S3 Select — new revolution “at rest”

Michał Adamkiewicz
4 min readApr 16, 2018

--

If you followed last Re-invent with Amazon Web Services, probably you heard about one of new services called “S3 Select”. Not much has passed since this event, and now on 4th April GA was rollout!. Ok…but what exactly is this about?

S3 Select is somehow new sort of technology for querying flat files. It joined to the stable where you can already find Spectrum/Athena (for those you are not familiar — both services are dedicated serverless platforms for SQL compliant queries, and both allows you to directly retrieve data based on your flat files stored on S3). I wrote somehow in fact that “Select” differs a lot from those mentioned. This service changes the way you want to consume your data!. What’s even more important it’s doing this being “at Rest”.

Said that, let’s recap what is typical pattern we (me) always follow when we want to consume CSV/JSON files from S3? Mostly there is no many possibilities — download file to local filesystem or store it directly in a memory. Starting now AWS engineers allows us to choose another aproach — select your data at storage level before it will be send by network link. Great idea!

How it works? Our examples will be shown in Python — so in case of any error it’s necessary to be sure that boto3 library is updated.

pip install boto3 — upgrade

New function provided with Python SDK is “select_object_content”. Below we can find example with appropiate arguments:

s3 = boto3.client('s3')def s3_select():
r = s3.select_object_content
(
Bucket='bucketX',
Key='json_file_Y.gz',
ExpressionType='SQL',
Expression="""select * from s3object s""",
InputSerialization = {'JSON': {'Type': 'Document'}},
OutputSerialization = {'CSV': {}},
)

As you can see there are 6 arguments neccessary to pass into this code. Bucket and key are obvious, ExpressionType currently is supported only for one value: SQL. Expression itself is ansi-SQL where you have possibility to use SELECT, FROM and WHERE clause only. Last two are information about file format of the file you are trying to read, and way it should be presented to you. You probably already noticed that “S3 Select” allows you also to directly query compressed files (Great idea again!).

To read results easily you can put:

for event in r['Payload']:
if 'Records' in event:
records = event['Records']['Payload'].decode('utf-8')
print(records)

Now what about costs and limits?

So you are obligated to pay $0.0007 per GB for data returned by your select statement and $0.002 per GB per data scanned on S3 storage. Hence natural optimization of costs is to always (when possibile) store data compressed.
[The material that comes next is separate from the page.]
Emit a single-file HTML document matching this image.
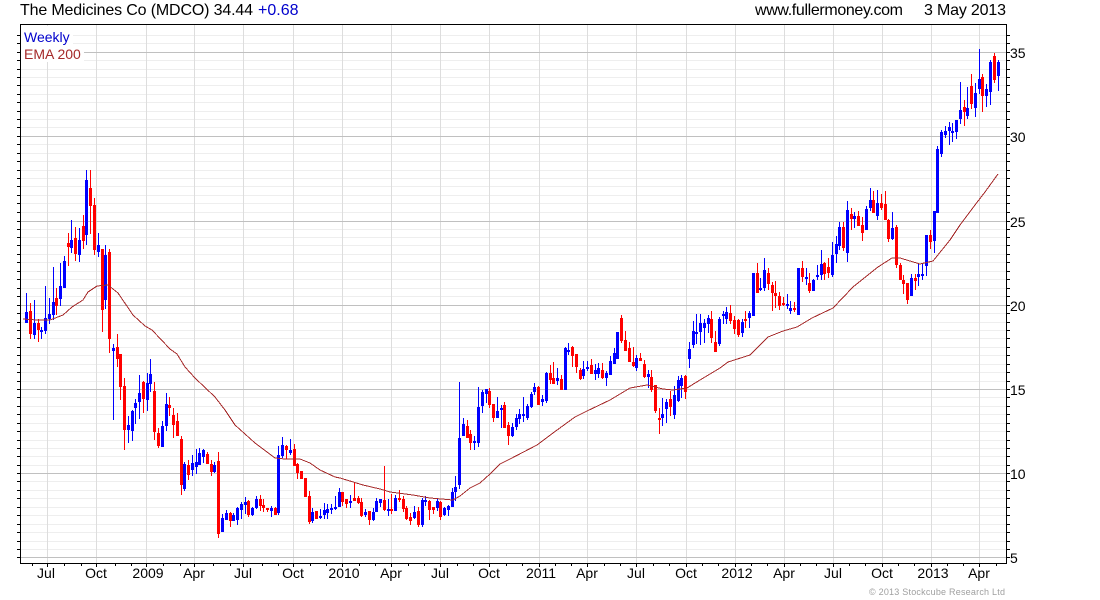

Current implementation allows us to play only with JSON, CSV file formats. Only compression standard aligned with Select services is GZIP. Also regarding encoding we have right now only one position — of course UTF-8. Least but not last, there is no encryption implemented. Regarding possible features inside our expression we can easily rely on operators (conditional, math, logical or string — e.g like) or functions (string, cast, math, aggregate). Taking into account that life-time of this service is so short it’s possibilities presents themselfs very mightily, and with all confidence AWS for sure will put a lot of effort to bring new puzzles soon.

S3 Select is the first service which allows you to skip any part of the file (if you don’t need it) and directly “stream” only selected fiels/columns. The benefits of this are indisputable!. Let’s check that in a practice and compare it with “old fashion” method “get_object” available in boto3. For comparison we will use single json file compressed with GZIP — 13 Mb (70Mb uncompressed). It contains 63 000 documents inside, where each of is build within +- 45 nodes. Our goal is to get out only two nodes for every document.

First let’s build small decorator to help us measure the time:

def timing(f):
def wrap(*args):
time1 = time.time()
ret = f(*args)
time2 = time.time()
print ('{0} function took {1} s'.format(f,time2-time1))
return ret
return wrap

Now, here we have body of function responsible for downloading file and mapping JSON to retrieve only proper “fields”:

def map_json(elem):
var = elem.get('meta')
if var is None:
dct = {"session_long": None}
else:
dct = {"session_long": var.get('session_long')}
if var is None:
dct["session"] = None
else
:
dct["session"] = var.get('session')
return dct
@timing
def normal_download():
bucket = 'aws_benchmark_pl'
key = 'test-dataset.gz'
file = s3.get_object(Bucket=bucket, Key=key)
byte_file = io.BytesIO(file['Body'].read())
unpacked_file = GzipFile(None, 'rb', fileobj=byte_file).read().decode('utf-8')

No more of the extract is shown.